通常チェックは、特に記載のない限り発行日から6ヶ月で無効になるので気をつけましょう。
6. オンラインバンキング
オンラインで銀行窓口とほぼ同じサービスを受けることができます。オンラインで取引明細を発行することで、郵送の明細書の代用とする銀行もあります。口座開設後に銀行のホームページからオンラインバンキングに登録し、使用可能になります。デビットカード、チェックカードの決済状況もオンラインで確認できるので、カードの不正使用を防ぐためにも定期的にチェックする癖を身につけましょう。
7. 日本からの送金方法
銀行で口座を開設したら、その口座宛に日本の銀行から海外送金することができます。
送金には以下の情報が必要ですが、保護者への情報のやりとりは確実性を考えて、メールなど文字情報で行ないましょう。
- 銀行名 (Bank Name)
- 銀行住所 (Bank Address)
- 支店名 (Branch)
- 転送番号 (ABA Number / Routing Number) ※銀行によってはSwift Codeが必要
- 個人の口座番号 (Account Number)
- 口座の種類 (CheckingまたはSaving)
- 口座の名義
- 学生の米国内住所、電話番号
注意!!
アメリカの銀行は、日本の銀行にある支店名がない銀行が多く、その代わりに「転送番号(ABA Number / Routing Number / Swift Code)」を使用しています。支店名がない銀行の場合は、海外送金申し込み欄の「支店名」もしくは「銀行コード」の欄に転送番号を記入してください。また、その場合は銀行住所を詳細に記入してください。日本の銀行のオンライン送金サービスの場合は送金先を登録できますので、2回目以降はより簡単に行えます。また、オンラインの方が手数料が安くなります。保護者の方はお取引先の金融機関での海外送金サービスについてご確認ください。
8. クレジットカード
クレジットカードとは
利用者とカード会社または金融機関との間の信用に基づいて発行されるカードで、クレジットカードを持つには発行元から許可されなければなりません。クレジットカードは信用に基づいて発行されるため、渡米したばかりの“信用の履歴(Credit History)”がない留学生がアメリカでクレジットカードを作るのは困難です。逆にクレジットカードは、この信用を利用して一般的な身分証明書の代わりになっている部分もあり、ホテル宿泊時などはほぼ必ず提示が求められますので利用をあまりしなくても持っておくことをお勧めします。留学生がクレジットカードを所持するには、以下の方法があります。

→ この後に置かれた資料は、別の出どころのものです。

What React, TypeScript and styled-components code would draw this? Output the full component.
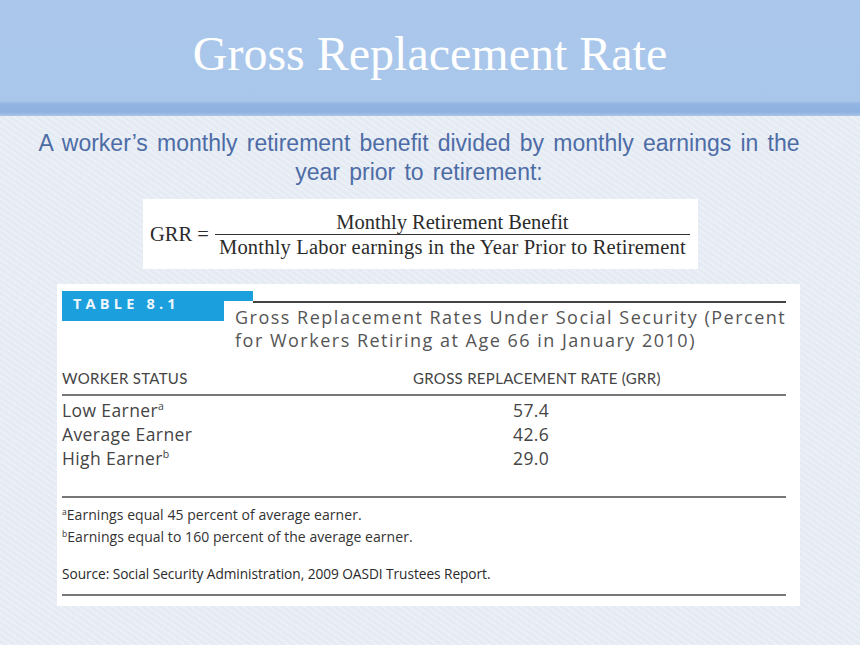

- 保護者の名義のクレジットカードの家族カードを作る
- (日本の大学生の場合)学生カードを作る ※高校卒業生は作成できません

クレジットカードの使い方
- 請求金額をしっかりと確かめる
- 支払い同意金額の前に「$」マークを書く
- レストランの場合、請求金額にチップが入っているか否かを確認する。チップが入っていない場合、自分で計算して書き込む
- 控え(レシート)は必ずもらう
- クレジットカードを日本で取得してきた場合、利用明細および請求書はクレジットカード会社へ登録してある住所(ほとんどの場合日本)に送られる
9. カード犯罪対策
ITの進化により、犯罪の手口も巧妙になっています。被害者にならないためにも、日常的に自分の銀行口座やクレジットカードの請求書を確認するようにしましょう。クレジットカードの利用履歴はオンラインやアプリで確認できます。詳しくは各カード会社のご案内を参照してください。
カード犯罪の代表例
フィッシング
企業サイトを偽装してリンクをクリックさせ、個人情報を入力させることにより、個人情報を集めるもの、ID、パスワードの変更を求める手口等があります。特に英語のメールの場合は慣れないことから日本語でのメールより詐欺を見破りにくい場合がありますので一層の注意が必要です。
<対策>
- 見覚えのない不審なメールには返事をしないようにしましょう。
- メールのリンクを安易にクリックしてはいけません。
- 文面に書いてある要求はすべて無視しましょう。
- Gmailなど迷惑メール対策に強いメールプロバイダを利用するのもひとつの方法です。
- 銀行やカード会社からの注意喚起メールなどで情報収集することを怠らないようにしましょう。
- 覚えのない請求があった際には少額でも放置せず、なるべく迅速にカード会社の不正利用窓口に連絡をしましょう。
スキミング
クレジットカードなどの磁気記録情報やICチップの情報を不正に読み出して、その情報をもとに偽造カードを作り、不正使用する犯罪です。アメリカではカードを利用する機会は日本より多いものの、より注意をしてカードは現金同様、厳重な管理をしましょう。